→ SHORT EXERCISE
Print the lines of the listing below verbatim from its first line through the line bearing "CircleHelp, CirclePlus, ArrowLeft". Any pictures are to be omitted.

⁂

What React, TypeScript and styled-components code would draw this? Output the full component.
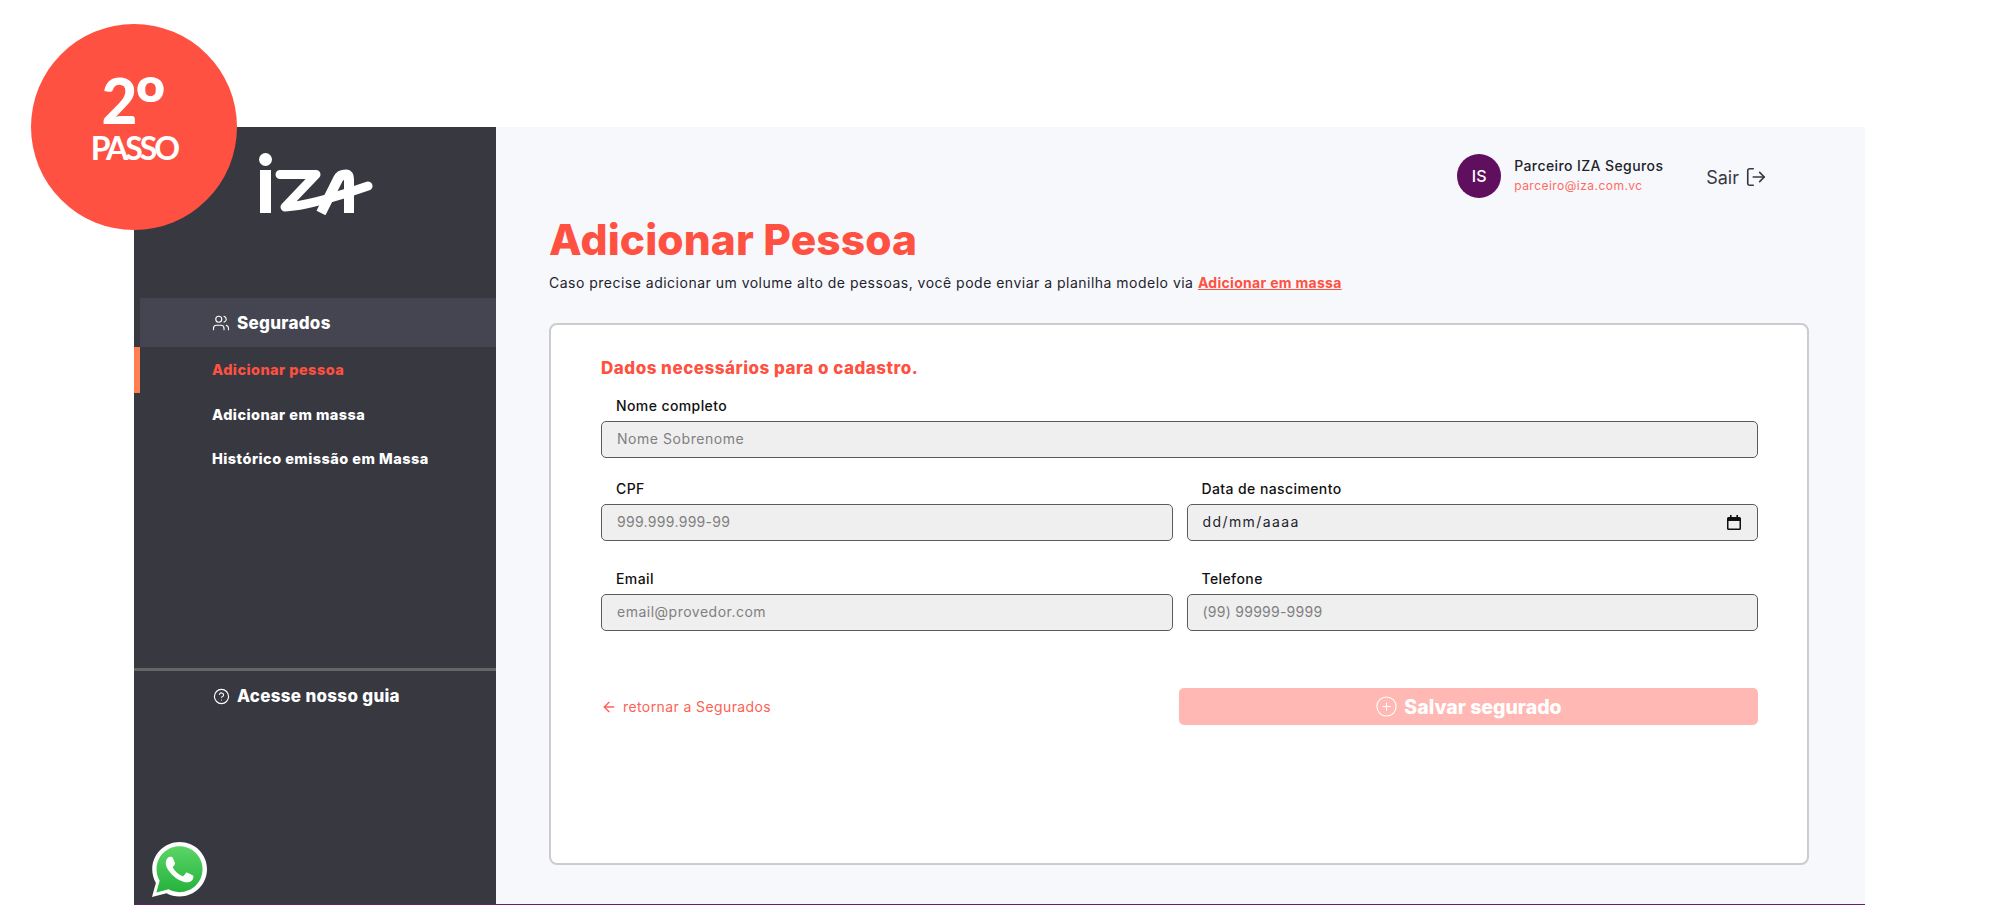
import React from 'react';
import styled, { createGlobalStyle } from 'styled-components';
import { LogOut, Users, CircleHelp, CirclePlus, ArrowLeft } from 'lucide-react';

const GlobalStyle = createGlobalStyle`
  * { box-sizing: border-box; }
  html, body { margin: 0; padding: 0; background: #fff; }
  body { font-family: "Inter", "Liberation Sans", sans-serif; }
`;

const Page = styled.div`
  position: relative;
  height: 905px;
  padding: 127px 135px 0 134px;
  overflow: hidden;
`;

const Badge = styled.div`
  position: absolute;
  left: 31px;
  top: 24px;
  width: 206px;
  height: 206px;
  border-radius: 50%;
  background: #ff5142;
  color: #fff;
  font-family: "Lato", sans-serif;
  font-weight: 700;
  text-align: center;
  z-index: 2;
`;

const BadgeNumber = styled.div`
  display: flex;
  justify-content: center;
  height: 64px;
  margin-top: 44px;
  font-size: 62px;
  font-weight: 900;
  line-height: 64px;
`;

const BadgeOrdinal = styled.span`
  font-size: 80px;
  font-weight: 700;
  line-height: 64px;
  margin: 4px 0 0 -3px;
`;

const BadgeLabel = styled.div`
  font-size: 32px;
  line-height: 32px;
  letter-spacing: -3px;
`;

const Frame = styled.div`
  display: flex;
  height: 778px;
  border-bottom: 1px solid #6a1b6e;
`;

const Sidebar = styled.aside`
  position: relative;
  width: 362px;
  flex-shrink: 0;
  background: #383841;
  color: #fff;
  display: flex;
  flex-direction: column;
  padding-top: 26px;
`;

const LogoBox = styled.div`
  padding-left: 125px;
  height: 145px;
`;

const GroupHead = styled.div`
  display: flex;
  align-items: center;
  gap: 7px;
  height: 49px;
  margin-left: 6px;
  padding-left: 72px;
  background: #444550;
  font-size: 17px;
  font-weight: 800;
  letter-spacing: 0.3px;
`;

const NavItem = styled.div<{ $active?: boolean; $height: number }>`
  display: flex;
  align-items: center;
  height: ${p => p.$height}px;
  padding-left: ${p => (p.$active ? 72 : 78)}px;
  padding-bottom: ${p => (p.$active ? 2 : 0)}px;
  border-left: ${p => (p.$active ? '6px solid #ff7f50' : 'none')};
  color: ${p => (p.$active ? '#ff5142' : '#fff')};
  font-size: 14.5px;
  font-weight: 800;
  letter-spacing: 0.45px;
`;

const Divider = styled.div`
  height: 3px;
  background: #666;
  margin-top: 188px;
`;

const GuideRow = styled.div`
  display: flex;
  align-items: center;
  gap: 7px;
  padding: 15px 0 0 79px;
  font-size: 17px;
  font-weight: 800;
  letter-spacing: 0.3px;
`;

const WhatsApp = styled.svg`
  position: absolute;
  left: 18px;
  bottom: 7px;
  width: 55px;
  height: 55px;
`;

const Main = styled.main`
  flex: 1;
  background: #f7f8fc;
  padding: 27px 56px 0 53px;
`;

const TopBar = styled.div`
  display: flex;
  align-items: center;
  justify-content: flex-end;
  height: 44px;
  padding-right: 42px;
`;

const Avatar = styled.div`
  width: 44px;
  height: 44px;
  border-radius: 50%;
  background: #5f0f5e;
  color: #fff;
  display: flex;
  align-items: center;
  justify-content: center;
  font-size: 16px;
  font-weight: 500;
`;

const UserInfo = styled.div`
  margin-left: 13px;
  width: 192px;
`;

const UserName = styled.div`
  font-size: 14px;
  line-height: 20px;
  font-weight: 500;
  letter-spacing: 0.4px;
  color: #23232b;
`;

const UserMail = styled.div`
  font-size: 12px;
  line-height: 20px;
  letter-spacing: 0.47px;
  color: #ff6b60;
`;

const Logout = styled.div`
  display: flex;
  align-items: center;
  gap: 6px;
  padding-top: 2px;
  font-size: 18px;
  color: #383841;
`;

const Title = styled.h1`
  margin: 18px 0 0 0;
  font-size: 42.5px;
  line-height: 48px;
  font-weight: 800;
  letter-spacing: 0.1px;
  color: #ff5142;
`;

const Intro = styled.p`
  margin: 9px 0 0 0;
  font-size: 14px;
  line-height: 20px;
  letter-spacing: 0.49px;
  color: #23232b;

  a {
    color: #ff5142;
    font-weight: 700;
    letter-spacing: 0.3px;
    text-decoration: underline;
  }
`;

const Card = styled.section`
  margin-top: 30px;
  height: 542px;
  background: #fff;
  border: 2px solid #ccc;
  border-radius: 8px;
  padding: 33px 49px 0 50px;
`;

const CardTitle = styled.h2`
  margin: 0;
  font-size: 17px;
  line-height: 20px;
  font-weight: 800;
  letter-spacing: 0.5px;
  color: #ff5142;
`;

const Row = styled.div<{ $cols: number; $top: number }>`
  display: grid;
  grid-template-columns: repeat(${p => p.$cols}, 1fr);
  column-gap: 14px;
  margin-top: ${p => p.$top}px;
`;

const Field = styled.label`
  display: block;
`;

const FieldLabel = styled.div`
  height: 20px;
  padding-left: 15px;
  margin-bottom: 5px;
  font-size: 14px;
  line-height: 20px;
  font-weight: 450;
  letter-spacing: 0.4px;
  color: #111;
`;

const InputWrap = styled.div`
  position: relative;
`;

const Input = styled.input<{ $track?: number }>`
  display: block;
  width: 100%;
  height: 37px;
  padding: 0 15px 2px;
  background: #efefef;
  border: 1px solid #5a5a63;
  border-radius: 5px;
  font-family: inherit;
  font-size: 14px;
  letter-spacing: ${p => p.$track ?? 0.45}px;
  color: #23232b;
  outline: none;

  &::placeholder {
    color: #808080;
  }
`;

const CalendarIcon = styled.svg`
  position: absolute;
  right: 17px;
  top: 11px;
  width: 14px;
  height: 15px;
`;

const Footer = styled.div`
  display: flex;
  align-items: center;
  justify-content: space-between;
  margin-top: 57px;
`;

const BackLink = styled.a`
  display: flex;
  align-items: center;
  gap: 6px;
  font-size: 14px;
  letter-spacing: 0.4px;
  color: #ff5f54;
`;

const SaveButton = styled.button`
  display: flex;
  align-items: center;
  justify-content: center;
  gap: 6px;
  width: 579px;
  height: 37px;
  border: none;
  border-radius: 5px;
  background: #ffb8b3;
  color: #fff;
  font-family: inherit;
  font-size: 19.5px;
  font-weight: 800;
`;

const App: React.FC = () => {
  return (
    <Page>
      <GlobalStyle />
      <Badge>
        <BadgeNumber>2<BadgeOrdinal>º</BadgeOrdinal></BadgeNumber>
        <BadgeLabel>PASSO</BadgeLabel>
      </Badge>
      <Frame>
        <Sidebar>
          <LogoBox>
            <svg width="114" height="62" viewBox="0 0 114 62" fill="none">
              <circle cx="6.500" cy="6.500" r="6.500" fill="#fff" />
              <rect x="1" y="17" width="11" height="43" fill="#fff" />
              <path d="M21 21.500 H57 L26 54 C45 53 80 43 109 33" stroke="#fff" strokeWidth="9" strokeLinecap="round" strokeLinejoin="round" />
              <path d="M62 60 L79 26 Q81 21.500 87 21.500 Q90 21.500 90 26 V60" stroke="#fff" strokeWidth="10" />
            </svg>
          </LogoBox>
          <GroupHead>
            <Users size={18} strokeWidth={1.5} />
            Segurados
          </GroupHead>
          <NavItem $active $height={46}>Adicionar pessoa</NavItem>
          <NavItem $height={43}>Adicionar em massa</NavItem>
          <NavItem $height={44}>Histórico emissão em Massa</NavItem>
          <Divider />
          <GuideRow>
            <CircleHelp size={17} strokeWidth={1.6} />
            Acesse nosso guia
          </GuideRow>
          <WhatsApp viewBox="0 0 24 24">
            <defs>
              <linearGradient id="wa" x1="0" y1="0" x2="0" y2="1">
                <stop offset="0" stopColor="#5bd566" />
                <stop offset="1" stopColor="#25b23c" />
              </linearGradient>
            </defs>
            <path fill="#fff" d="M20.52 3.449C18.24 1.245 15.24 0 12.045 0 5.463 0 .104 5.334.101 11.893c0 2.096.549 4.14 1.595 5.945L0 24l6.335-1.652c1.746.943 3.71 1.444 5.71 1.447h.006c6.585 0 11.946-5.336 11.949-11.896 0-3.176-1.24-6.165-3.495-8.411z" />
            <path fill="url(#wa)" transform="translate(1.900 1.900) scale(0.84)" d="M20.52 3.449C18.24 1.245 15.24 0 12.045 0 5.463 0 .104 5.334.101 11.893c0 2.096.549 4.14 1.595 5.945L0 24l6.335-1.652c1.746.943 3.71 1.444 5.71 1.447h.006c6.585 0 11.946-5.336 11.949-11.896 0-3.176-1.24-6.165-3.495-8.411z" />
            <path fill="#fff" d="M17.472 14.382c-.297-.149-1.758-.867-2.03-.967-.273-.099-.471-.148-.67.15-.197.297-.767.966-.94 1.164-.173.199-.347.223-.644.075-.297-.15-1.255-.463-2.39-1.475-.883-.788-1.48-1.761-1.653-2.059-.173-.297-.018-.458.13-.606.134-.133.298-.347.446-.52.149-.174.198-.298.298-.497.099-.198.05-.371-.025-.52-.075-.149-.669-1.612-.916-2.207-.242-.579-.487-.5-.669-.51-.173-.008-.371-.01-.57-.01-.198 0-.52.074-.792.372-.272.297-1.04 1.016-1.04 2.479 0 1.462 1.065 2.875 1.213 3.074.149.198 2.096 3.2 5.077 4.487.709.306 1.262.489 1.694.625.712.227 1.36.195 1.871.118.571-.085 1.758-.719 2.006-1.413.248-.694.248-1.289.173-1.413-.074-.124-.272-.198-.57-.347z" />
          </WhatsApp>
        </Sidebar>
        <Main>
          <TopBar>
            <Avatar>IS</Avatar>
            <UserInfo>
              <UserName>Parceiro IZA Seguros</UserName>
              <UserMail>parceiro@iza.com.vc</UserMail>
            </UserInfo>
            <Logout>
              Sair
              <LogOut size={22} strokeWidth={1.8} />
            </Logout>
          </TopBar>
          <Title>Adicionar Pessoa</Title>
          <Intro>
            Caso precise adicionar um volume alto de pessoas, você pode enviar a planilha modelo via <a>Adicionar em massa</a>
          </Intro>
          <Card>
            <CardTitle>Dados necessários para o cadastro.</CardTitle>
            <Row $cols={1} $top={18}>
              <Field>
                <FieldLabel>Nome completo</FieldLabel>
                <Input placeholder="Nome Sobrenome" $track={0.55} />
              </Field>
            </Row>
            <Row $cols={2} $top={21}>
              <Field>
                <FieldLabel>CPF</FieldLabel>
                <Input placeholder="999.999.999-99" $track={0.3} />
              </Field>
              <Field>
                <FieldLabel>Data de nascimento</FieldLabel>
                <InputWrap>
                  <Input defaultValue="dd/mm/aaaa" $track={1.4} />
                  <CalendarIcon viewBox="0 0 14 15">
                    <path fill="#111" d="M3 0h1.6v2h4.8V0H11v2h1.5A1.5 1.5 0 0 1 14 3.500v10a1.500 1.500 0 0 1-1.500 1.500h-11A1.500 1.500 0 0 1 0 13.500v-10A1.500 1.500 0 0 1 1.500 2H3V0zM1.500 6v7.500h11V6h-11z" />
                  </CalendarIcon>
                </InputWrap>
              </Field>
            </Row>
            <Row $cols={2} $top={28}>
              <Field>
                <FieldLabel>Email</FieldLabel>
                <Input placeholder="email@provedor.com" $track={0.5} />
              </Field>
              <Field>
                <FieldLabel>Telefone</FieldLabel>
                <Input placeholder="(99) 99999-9999" $track={0.25} />
              </Field>
            </Row>
            <Footer>
              <BackLink>
                <ArrowLeft size={16} strokeWidth={2} />
                retornar a Segurados
              </BackLink>
              <SaveButton>
                <CirclePlus size={23} strokeWidth={1.1} />
                Salvar segurado
              </SaveButton>
            </Footer>
          </Card>
        </Main>
      </Frame>
    </Page>
  );
};

export default App;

⁂

→ RESULT FOR THIS TASK
What React, TypeScript and styled-components code would draw this? Output the full component.
import React from 'react';
import styled, { createGlobalStyle } from 'styled-components';
import { LogOut, Users, CircleHelp, CirclePlus, ArrowLeft } from 'lucide-react';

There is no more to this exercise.